▸ STATED GOAL:
Identify every line in the records below that contains the word "this", and reproduce each one.
___ DATA FOR PROCESSING ___
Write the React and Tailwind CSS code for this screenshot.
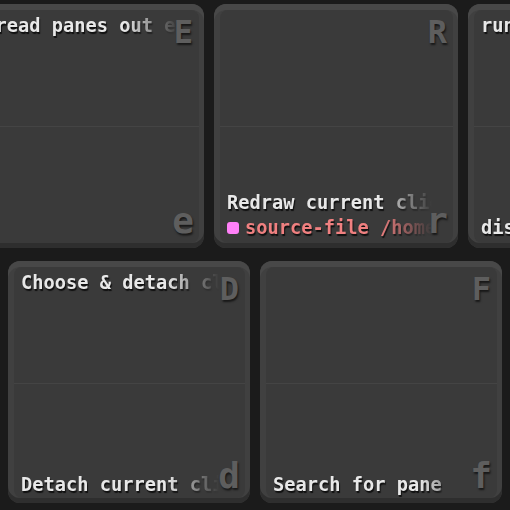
___
___ DATA FOR PROCESSING ___
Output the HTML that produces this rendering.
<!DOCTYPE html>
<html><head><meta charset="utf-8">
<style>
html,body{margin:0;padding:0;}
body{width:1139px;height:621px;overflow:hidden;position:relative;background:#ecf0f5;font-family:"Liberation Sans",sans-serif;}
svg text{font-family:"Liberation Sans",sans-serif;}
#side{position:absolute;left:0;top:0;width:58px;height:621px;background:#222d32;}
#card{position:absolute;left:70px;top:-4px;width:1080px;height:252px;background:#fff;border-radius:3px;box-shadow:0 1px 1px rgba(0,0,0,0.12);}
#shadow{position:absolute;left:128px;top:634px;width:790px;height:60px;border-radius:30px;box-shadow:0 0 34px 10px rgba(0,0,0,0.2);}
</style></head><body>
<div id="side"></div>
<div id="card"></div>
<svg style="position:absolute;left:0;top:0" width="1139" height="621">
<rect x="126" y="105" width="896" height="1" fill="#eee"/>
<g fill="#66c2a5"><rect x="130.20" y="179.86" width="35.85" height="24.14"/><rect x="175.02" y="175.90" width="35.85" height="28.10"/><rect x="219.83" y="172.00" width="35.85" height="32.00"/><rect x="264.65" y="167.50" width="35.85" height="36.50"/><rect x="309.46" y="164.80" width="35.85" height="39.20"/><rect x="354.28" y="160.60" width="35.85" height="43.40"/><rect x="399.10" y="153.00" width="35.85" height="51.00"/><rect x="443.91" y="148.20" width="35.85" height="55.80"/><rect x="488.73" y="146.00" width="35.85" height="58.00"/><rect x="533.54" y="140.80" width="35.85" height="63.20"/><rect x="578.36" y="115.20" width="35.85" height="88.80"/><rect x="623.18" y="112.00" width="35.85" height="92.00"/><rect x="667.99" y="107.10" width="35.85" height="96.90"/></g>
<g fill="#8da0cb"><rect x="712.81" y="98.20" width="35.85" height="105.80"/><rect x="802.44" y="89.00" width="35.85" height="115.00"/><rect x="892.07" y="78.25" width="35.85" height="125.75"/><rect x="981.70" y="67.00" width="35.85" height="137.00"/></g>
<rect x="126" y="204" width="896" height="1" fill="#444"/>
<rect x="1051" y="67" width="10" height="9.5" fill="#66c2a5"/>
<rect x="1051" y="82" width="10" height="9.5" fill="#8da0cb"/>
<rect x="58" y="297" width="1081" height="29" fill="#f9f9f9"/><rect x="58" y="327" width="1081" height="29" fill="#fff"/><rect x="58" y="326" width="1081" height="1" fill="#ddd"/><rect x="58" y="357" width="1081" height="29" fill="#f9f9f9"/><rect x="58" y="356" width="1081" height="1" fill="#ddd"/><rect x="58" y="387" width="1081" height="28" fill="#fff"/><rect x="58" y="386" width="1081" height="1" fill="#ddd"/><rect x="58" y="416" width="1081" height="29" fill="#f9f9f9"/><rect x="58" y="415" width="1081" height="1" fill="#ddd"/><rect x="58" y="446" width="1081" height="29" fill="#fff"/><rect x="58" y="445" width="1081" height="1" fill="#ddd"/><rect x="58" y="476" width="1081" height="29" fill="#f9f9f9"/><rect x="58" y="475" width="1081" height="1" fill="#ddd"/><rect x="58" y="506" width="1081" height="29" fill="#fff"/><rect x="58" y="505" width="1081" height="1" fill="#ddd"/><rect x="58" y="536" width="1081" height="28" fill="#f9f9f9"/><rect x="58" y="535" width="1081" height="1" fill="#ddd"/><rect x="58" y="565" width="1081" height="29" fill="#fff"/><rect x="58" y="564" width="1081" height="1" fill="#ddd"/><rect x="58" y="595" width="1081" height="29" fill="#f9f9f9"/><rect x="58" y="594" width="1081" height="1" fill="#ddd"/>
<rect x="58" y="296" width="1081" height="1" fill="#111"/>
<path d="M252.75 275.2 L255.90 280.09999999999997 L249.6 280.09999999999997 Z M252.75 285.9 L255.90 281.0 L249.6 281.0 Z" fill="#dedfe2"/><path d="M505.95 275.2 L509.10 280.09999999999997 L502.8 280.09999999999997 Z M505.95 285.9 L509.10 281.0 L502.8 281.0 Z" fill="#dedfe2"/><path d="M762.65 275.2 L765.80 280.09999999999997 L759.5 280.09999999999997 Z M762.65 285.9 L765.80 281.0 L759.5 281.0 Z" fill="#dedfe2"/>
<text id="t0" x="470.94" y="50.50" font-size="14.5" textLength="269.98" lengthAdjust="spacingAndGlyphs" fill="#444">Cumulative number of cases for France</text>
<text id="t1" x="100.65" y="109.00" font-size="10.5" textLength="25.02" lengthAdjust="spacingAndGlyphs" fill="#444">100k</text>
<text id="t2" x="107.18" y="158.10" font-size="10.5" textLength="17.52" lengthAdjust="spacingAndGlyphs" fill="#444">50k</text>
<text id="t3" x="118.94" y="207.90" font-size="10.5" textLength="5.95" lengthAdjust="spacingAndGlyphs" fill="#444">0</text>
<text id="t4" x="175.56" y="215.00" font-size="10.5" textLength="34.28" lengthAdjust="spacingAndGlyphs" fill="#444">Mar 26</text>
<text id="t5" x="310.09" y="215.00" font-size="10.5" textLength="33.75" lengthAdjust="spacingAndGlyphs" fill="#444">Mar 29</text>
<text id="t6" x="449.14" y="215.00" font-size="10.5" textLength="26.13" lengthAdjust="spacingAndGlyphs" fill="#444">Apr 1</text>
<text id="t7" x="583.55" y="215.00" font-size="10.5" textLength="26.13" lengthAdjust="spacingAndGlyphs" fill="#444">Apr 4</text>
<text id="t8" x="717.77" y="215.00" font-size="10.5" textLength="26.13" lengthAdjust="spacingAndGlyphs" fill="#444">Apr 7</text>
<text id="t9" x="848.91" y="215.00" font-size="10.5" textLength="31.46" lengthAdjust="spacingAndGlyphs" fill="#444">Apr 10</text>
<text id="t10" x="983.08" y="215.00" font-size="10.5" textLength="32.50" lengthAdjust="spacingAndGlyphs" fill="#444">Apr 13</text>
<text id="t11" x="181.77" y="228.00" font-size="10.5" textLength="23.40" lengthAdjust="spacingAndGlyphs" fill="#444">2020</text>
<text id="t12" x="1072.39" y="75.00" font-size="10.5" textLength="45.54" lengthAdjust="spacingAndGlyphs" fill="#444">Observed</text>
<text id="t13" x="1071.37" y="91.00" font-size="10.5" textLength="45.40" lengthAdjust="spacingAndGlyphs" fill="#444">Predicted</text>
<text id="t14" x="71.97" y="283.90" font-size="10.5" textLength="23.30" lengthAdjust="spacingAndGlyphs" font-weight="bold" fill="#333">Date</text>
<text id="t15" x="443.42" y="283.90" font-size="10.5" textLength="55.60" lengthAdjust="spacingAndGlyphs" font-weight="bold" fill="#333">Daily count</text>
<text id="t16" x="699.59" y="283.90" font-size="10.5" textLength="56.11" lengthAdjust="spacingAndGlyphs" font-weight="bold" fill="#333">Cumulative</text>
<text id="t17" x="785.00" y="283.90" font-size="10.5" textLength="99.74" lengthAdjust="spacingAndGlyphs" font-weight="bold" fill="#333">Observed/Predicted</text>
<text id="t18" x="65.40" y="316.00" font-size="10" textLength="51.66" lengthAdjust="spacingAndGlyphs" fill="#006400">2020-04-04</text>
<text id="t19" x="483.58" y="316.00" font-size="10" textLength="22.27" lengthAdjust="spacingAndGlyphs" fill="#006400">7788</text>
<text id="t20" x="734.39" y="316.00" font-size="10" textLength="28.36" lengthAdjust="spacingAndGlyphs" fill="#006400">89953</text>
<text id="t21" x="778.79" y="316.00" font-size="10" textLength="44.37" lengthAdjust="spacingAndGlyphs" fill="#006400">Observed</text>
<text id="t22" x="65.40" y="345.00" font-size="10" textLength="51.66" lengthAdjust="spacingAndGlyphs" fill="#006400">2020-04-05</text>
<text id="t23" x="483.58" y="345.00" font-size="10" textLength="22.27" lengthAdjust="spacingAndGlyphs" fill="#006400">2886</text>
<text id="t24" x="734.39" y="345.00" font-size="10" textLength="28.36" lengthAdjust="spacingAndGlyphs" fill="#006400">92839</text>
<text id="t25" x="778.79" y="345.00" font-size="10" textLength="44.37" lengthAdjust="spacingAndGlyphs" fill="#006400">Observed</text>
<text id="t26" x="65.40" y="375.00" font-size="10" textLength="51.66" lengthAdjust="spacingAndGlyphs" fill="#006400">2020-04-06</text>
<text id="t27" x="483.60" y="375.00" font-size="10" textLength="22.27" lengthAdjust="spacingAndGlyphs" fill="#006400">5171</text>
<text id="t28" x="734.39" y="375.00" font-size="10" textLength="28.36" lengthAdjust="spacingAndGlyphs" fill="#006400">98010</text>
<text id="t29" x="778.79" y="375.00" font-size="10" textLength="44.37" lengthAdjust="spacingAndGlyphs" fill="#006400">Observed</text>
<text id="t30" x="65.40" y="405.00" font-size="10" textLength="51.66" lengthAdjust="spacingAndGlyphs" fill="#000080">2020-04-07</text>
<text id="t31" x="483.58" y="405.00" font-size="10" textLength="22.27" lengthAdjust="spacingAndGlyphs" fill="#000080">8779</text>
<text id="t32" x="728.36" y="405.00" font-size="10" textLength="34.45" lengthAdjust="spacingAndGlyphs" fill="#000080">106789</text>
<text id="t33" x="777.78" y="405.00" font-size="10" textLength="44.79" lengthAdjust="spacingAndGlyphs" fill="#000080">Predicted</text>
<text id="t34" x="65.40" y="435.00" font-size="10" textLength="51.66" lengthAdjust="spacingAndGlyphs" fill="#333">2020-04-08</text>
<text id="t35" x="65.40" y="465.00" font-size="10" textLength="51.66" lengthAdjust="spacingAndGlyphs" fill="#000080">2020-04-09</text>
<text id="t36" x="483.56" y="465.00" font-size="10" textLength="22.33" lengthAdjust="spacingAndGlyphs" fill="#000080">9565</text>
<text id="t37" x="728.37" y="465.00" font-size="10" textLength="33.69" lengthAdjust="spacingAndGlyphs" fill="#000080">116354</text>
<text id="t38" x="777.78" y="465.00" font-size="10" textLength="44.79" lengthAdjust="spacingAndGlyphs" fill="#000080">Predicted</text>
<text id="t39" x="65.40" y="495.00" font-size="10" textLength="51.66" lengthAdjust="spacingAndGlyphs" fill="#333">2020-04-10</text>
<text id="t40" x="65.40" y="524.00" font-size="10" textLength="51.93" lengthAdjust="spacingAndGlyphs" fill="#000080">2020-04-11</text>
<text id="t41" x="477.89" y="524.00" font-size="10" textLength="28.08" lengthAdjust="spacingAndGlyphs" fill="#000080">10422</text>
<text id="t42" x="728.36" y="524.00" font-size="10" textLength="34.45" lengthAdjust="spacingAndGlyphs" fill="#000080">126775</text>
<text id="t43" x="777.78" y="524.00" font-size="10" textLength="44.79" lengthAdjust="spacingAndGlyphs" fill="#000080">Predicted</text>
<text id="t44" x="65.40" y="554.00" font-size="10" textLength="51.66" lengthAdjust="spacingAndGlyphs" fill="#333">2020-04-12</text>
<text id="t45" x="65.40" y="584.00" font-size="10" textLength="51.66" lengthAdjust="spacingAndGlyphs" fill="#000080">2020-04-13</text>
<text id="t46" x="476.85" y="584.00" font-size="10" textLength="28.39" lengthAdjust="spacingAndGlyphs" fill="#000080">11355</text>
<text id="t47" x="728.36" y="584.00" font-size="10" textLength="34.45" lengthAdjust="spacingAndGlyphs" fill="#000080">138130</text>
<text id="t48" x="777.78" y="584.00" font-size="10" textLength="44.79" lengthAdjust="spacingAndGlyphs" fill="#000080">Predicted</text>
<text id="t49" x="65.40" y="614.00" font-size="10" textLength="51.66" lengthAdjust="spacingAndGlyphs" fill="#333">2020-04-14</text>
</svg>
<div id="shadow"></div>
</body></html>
___
▸ REPLY:
Write the React and Tailwind CSS code for this screenshot.
Output the HTML that produces this rendering.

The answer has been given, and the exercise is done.